What is asked =
Across the listing below, count the lines that mention the string "screenshot". Reply with the figure only.

● ● ●

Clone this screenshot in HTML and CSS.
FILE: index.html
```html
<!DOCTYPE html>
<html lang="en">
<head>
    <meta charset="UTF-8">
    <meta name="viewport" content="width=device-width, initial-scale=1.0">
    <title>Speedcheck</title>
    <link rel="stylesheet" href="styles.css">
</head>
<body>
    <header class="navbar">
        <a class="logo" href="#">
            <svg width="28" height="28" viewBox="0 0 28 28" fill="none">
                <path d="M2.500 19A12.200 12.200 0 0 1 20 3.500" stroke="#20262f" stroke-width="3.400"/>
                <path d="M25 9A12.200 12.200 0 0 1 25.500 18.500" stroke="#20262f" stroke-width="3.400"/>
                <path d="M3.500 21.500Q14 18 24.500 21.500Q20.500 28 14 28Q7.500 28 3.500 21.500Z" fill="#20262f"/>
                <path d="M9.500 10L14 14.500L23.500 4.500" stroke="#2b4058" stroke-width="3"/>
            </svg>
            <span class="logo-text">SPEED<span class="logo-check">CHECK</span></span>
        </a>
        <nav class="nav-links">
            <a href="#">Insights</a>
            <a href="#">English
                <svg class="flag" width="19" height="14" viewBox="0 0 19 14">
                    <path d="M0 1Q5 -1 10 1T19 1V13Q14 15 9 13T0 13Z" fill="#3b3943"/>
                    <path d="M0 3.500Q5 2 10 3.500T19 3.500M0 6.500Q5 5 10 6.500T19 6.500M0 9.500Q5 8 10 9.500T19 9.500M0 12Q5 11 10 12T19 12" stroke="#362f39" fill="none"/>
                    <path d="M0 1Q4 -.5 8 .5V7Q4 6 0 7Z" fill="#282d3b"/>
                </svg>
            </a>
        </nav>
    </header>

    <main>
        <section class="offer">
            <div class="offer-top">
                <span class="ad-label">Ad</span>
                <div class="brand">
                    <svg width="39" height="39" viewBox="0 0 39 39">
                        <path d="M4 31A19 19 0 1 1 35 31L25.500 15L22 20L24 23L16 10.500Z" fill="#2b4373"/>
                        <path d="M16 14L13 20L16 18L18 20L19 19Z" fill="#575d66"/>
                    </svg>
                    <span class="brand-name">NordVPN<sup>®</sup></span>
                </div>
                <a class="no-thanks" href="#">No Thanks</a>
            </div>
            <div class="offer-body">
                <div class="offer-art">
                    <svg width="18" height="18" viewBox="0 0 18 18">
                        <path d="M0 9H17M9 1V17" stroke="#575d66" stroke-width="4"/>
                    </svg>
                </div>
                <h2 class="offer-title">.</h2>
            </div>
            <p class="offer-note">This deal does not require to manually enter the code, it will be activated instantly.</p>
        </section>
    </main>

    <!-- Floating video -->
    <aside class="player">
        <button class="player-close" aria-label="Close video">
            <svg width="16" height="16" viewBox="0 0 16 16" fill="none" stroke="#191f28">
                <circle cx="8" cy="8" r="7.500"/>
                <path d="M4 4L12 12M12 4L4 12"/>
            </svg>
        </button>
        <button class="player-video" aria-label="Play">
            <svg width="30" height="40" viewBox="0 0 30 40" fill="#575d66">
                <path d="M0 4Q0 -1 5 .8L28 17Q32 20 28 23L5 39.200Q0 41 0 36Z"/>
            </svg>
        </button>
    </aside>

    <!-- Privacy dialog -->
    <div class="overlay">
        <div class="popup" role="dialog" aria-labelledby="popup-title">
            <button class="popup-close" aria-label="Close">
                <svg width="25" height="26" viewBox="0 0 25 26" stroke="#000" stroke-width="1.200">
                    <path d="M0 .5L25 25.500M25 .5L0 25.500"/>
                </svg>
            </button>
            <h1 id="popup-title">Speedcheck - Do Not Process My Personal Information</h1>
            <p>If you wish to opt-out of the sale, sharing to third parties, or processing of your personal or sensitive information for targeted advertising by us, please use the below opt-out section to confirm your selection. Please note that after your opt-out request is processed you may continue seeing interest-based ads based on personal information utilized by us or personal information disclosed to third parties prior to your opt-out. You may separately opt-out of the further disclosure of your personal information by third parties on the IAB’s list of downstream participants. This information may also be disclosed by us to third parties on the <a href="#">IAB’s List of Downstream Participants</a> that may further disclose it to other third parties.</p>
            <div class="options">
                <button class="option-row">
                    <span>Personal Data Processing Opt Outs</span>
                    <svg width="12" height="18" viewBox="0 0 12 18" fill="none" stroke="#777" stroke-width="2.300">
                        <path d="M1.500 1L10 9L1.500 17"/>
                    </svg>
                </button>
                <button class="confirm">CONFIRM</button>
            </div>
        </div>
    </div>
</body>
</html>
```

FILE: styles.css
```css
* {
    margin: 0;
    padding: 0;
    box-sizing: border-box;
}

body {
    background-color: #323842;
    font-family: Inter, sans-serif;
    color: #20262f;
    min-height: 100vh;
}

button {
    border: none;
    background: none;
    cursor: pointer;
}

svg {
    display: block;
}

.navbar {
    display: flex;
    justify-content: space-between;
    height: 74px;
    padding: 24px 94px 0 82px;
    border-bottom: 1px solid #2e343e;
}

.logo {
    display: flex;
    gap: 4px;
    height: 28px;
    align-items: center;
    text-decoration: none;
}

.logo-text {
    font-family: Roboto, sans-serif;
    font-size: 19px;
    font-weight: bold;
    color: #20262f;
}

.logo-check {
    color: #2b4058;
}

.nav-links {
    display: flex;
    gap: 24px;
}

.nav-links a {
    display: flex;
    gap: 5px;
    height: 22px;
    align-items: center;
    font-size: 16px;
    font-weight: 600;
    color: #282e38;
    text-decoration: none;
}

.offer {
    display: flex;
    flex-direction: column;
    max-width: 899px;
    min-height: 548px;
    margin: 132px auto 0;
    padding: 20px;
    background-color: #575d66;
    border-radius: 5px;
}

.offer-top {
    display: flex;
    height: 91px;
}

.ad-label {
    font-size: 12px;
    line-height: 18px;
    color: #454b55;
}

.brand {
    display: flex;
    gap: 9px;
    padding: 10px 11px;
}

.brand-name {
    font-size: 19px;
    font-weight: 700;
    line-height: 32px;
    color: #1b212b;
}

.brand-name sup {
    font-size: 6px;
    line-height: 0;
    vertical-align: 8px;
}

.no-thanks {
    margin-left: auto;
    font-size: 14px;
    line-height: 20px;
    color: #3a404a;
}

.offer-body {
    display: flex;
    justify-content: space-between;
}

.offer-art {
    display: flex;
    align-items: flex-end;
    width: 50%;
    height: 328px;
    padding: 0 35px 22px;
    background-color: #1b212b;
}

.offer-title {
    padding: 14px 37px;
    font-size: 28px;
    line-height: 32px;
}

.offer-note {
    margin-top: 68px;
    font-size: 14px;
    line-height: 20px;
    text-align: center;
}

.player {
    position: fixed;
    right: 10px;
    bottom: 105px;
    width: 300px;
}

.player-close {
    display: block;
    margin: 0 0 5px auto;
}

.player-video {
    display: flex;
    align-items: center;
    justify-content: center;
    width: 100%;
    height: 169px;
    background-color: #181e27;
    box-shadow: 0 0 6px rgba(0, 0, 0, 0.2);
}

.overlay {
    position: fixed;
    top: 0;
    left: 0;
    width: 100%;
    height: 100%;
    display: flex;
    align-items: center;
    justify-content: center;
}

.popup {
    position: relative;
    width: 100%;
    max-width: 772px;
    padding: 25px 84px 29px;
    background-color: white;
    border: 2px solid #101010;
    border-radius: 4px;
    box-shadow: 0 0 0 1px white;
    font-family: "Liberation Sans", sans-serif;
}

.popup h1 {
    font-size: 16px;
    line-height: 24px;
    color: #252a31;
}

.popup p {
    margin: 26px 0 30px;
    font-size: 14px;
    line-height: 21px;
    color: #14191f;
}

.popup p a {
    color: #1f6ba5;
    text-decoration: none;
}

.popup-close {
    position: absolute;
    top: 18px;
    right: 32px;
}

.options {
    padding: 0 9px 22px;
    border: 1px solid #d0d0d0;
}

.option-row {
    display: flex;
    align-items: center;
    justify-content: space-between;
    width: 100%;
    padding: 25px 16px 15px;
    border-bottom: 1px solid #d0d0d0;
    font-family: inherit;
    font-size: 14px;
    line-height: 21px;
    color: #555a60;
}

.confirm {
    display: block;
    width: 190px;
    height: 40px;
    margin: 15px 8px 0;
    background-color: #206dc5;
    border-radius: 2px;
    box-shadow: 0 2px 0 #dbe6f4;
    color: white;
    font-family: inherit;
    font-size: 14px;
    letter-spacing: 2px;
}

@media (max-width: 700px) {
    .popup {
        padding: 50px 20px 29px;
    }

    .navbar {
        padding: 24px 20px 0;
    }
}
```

● ● ●

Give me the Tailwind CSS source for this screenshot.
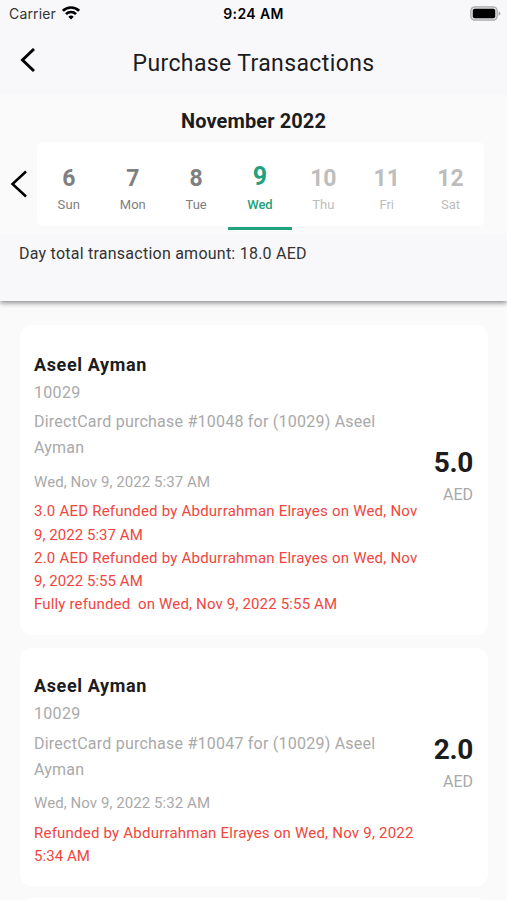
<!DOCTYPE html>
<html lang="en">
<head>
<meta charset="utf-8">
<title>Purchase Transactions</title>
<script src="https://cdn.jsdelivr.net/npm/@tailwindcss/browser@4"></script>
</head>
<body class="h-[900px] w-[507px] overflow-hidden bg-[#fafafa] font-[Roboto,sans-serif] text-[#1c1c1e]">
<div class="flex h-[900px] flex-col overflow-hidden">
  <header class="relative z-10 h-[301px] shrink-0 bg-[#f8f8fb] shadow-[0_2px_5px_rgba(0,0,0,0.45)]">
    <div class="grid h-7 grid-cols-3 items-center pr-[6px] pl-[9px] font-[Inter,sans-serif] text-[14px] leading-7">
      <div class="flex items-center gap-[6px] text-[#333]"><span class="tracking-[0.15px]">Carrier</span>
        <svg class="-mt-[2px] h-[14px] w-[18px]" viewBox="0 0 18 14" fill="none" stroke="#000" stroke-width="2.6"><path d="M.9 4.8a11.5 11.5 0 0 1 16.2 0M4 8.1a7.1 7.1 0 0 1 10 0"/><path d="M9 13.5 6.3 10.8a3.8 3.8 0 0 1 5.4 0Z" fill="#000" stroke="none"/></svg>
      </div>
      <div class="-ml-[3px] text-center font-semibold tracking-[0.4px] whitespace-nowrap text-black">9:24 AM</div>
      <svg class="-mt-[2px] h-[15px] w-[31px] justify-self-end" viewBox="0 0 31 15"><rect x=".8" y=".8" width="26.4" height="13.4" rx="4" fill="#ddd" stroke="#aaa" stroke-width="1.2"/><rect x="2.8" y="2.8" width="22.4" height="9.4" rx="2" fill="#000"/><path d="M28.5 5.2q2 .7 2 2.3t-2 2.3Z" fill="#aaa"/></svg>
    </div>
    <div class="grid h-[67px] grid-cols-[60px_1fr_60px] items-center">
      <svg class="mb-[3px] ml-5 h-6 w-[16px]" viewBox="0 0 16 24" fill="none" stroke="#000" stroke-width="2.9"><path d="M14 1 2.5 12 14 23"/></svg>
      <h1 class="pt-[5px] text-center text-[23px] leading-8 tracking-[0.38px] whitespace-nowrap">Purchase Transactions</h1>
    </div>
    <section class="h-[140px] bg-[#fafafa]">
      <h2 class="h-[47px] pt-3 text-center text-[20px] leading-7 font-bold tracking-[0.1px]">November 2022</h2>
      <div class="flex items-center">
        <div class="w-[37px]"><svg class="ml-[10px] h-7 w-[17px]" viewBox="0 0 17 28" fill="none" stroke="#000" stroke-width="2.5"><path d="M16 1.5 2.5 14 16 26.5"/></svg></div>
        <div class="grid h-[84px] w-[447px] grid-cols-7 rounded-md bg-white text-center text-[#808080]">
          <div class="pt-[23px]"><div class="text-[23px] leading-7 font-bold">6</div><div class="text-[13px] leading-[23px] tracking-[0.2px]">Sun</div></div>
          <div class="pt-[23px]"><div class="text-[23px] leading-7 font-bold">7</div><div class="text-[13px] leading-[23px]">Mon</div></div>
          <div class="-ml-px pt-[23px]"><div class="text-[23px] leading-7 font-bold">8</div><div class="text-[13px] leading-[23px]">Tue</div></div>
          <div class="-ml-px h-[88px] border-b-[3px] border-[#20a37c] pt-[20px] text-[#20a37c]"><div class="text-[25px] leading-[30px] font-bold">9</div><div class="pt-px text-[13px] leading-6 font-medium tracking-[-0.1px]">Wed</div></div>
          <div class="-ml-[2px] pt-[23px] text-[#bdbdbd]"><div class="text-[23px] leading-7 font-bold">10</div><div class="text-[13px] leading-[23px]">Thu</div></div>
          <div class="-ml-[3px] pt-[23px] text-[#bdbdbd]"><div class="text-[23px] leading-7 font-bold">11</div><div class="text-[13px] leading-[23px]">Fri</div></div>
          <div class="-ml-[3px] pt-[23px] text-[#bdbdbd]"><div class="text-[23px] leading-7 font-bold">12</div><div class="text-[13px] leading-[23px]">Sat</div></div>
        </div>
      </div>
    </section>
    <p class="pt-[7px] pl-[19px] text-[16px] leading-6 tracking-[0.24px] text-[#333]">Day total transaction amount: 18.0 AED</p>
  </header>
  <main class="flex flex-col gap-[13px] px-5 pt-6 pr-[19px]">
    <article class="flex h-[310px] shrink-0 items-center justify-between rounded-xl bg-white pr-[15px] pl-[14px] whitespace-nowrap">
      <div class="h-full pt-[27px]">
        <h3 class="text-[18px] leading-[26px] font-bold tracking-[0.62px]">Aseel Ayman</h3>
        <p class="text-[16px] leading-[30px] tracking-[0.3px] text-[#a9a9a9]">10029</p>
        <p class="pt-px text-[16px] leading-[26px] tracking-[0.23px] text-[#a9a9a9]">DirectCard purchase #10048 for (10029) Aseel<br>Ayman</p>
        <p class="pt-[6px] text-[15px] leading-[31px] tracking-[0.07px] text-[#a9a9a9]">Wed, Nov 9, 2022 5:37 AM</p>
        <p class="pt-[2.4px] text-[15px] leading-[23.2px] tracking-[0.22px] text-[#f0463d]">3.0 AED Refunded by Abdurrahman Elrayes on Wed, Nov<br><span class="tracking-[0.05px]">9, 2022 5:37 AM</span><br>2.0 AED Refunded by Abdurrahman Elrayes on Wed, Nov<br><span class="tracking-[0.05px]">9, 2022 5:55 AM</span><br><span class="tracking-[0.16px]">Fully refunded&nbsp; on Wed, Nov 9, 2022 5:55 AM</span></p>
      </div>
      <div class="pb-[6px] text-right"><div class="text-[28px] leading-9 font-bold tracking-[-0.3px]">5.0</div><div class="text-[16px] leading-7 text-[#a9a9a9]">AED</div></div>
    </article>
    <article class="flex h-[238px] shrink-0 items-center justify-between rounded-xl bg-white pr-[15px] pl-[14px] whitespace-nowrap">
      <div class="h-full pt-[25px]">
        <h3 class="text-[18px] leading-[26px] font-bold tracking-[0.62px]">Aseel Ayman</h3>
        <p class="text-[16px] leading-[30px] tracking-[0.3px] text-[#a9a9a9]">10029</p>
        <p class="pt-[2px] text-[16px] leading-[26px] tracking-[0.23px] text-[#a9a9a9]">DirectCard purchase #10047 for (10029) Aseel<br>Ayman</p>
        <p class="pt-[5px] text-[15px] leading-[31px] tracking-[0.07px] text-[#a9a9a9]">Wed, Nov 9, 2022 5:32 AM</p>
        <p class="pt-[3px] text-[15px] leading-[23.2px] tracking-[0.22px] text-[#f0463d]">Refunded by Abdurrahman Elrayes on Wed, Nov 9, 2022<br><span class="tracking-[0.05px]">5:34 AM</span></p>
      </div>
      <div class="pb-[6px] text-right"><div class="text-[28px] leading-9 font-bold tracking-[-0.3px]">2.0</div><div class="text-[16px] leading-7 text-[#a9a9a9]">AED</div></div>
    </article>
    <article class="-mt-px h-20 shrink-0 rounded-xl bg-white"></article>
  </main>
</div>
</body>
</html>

● ● ●

Solution below =
2